Peppino Impastato è considerato un pericolo perché denuncia quotidianamente il malaffare politico-mafioso; perché col suo circolo di musica e cultura riesce a coinvolgere intorno a sé numerosi coetanei, creando un movimento di pensiero e di lotta alla criminalità; ma soprattutto perché si sta ribellando a un sistema nel quale la sua famiglia è ben inserita: una sorella di Luigi Impastato, padre di Peppino, ha sposato Cesare Manzella, uno degli esponenti di spicco di Cosa Nostra in quegli anni. Finché Luigi Impastato è in vita, in virtù della sua frequentazione con ambienti vicini alla figura di Gaetano Badalamenti, Peppino non corre gravi pericoli; venuta meno la protezione del padre, in seguito al decesso di quest’ultimo, la mafia ha di fatto il via libera per sbarazzarsi di Peppino Impastato. Per oltre un ventennio la madre, Felicia Bartolotta, e il fratello minore Giovanni lottano affinché i veri responsabili del delitto siano assicurati alla giustizia. Alla memoria del giovane attivista sono state dedicate negli anni diverse opere letterarie; anche il cinema gli ha reso omaggio con la pellicola “I cento passi” di Marco Tullio Giordana, uscita nelle sale nel 2000: appena cento erano, infatti, i passi che separavano la casa di Impastato da quella di Badalamenti.

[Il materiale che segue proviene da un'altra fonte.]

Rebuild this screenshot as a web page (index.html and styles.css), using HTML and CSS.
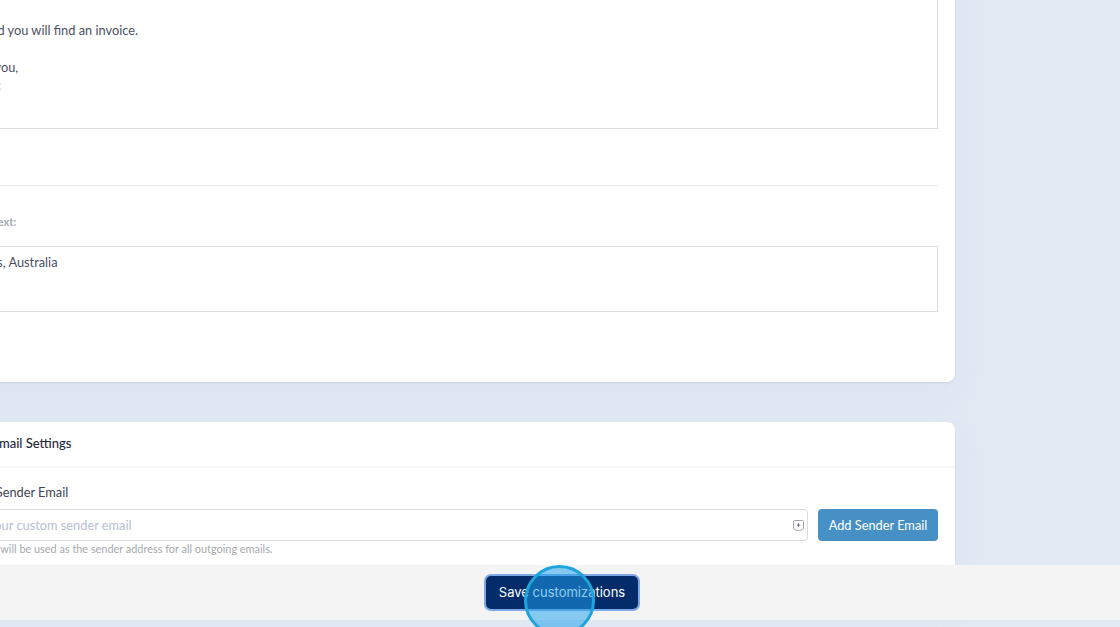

Nel film è Luigi Lo Cascio a recitare il ruolo di Peppino, mentre Tony Sperandeo veste i panni del boss Don Tano. “Io voglio scrivere che la mafia è una montagna di merda”, è una delle frasi più belle della pellicola nella scena clou in cui Peppino Impastato urla a squarciagola il suo odio verso Cosa Nostra sotto la finestra di Tano Badalamenti. “I cento passi” è anche il titolo di una canzone dei Modena City Ramblers: “Nato nella terra dei vespri e degli aranci, tra Cinisi e Palermo parlava alla sua radio. Negli occhi si leggeva la voglia di cambiare, la voglia di giustizia che lo portò a lottare”, recitano le prime memorabili strofe. La Casa della Memoria “Felicia e Peppino Impastato”, a Cinisi, è tuttora un baluardo di legalità aperto al pubblico: un esempio e una testimonianza dell’impegno e della lotta contro tutte le mafie. Peppino è vivo e lotta insieme a noi.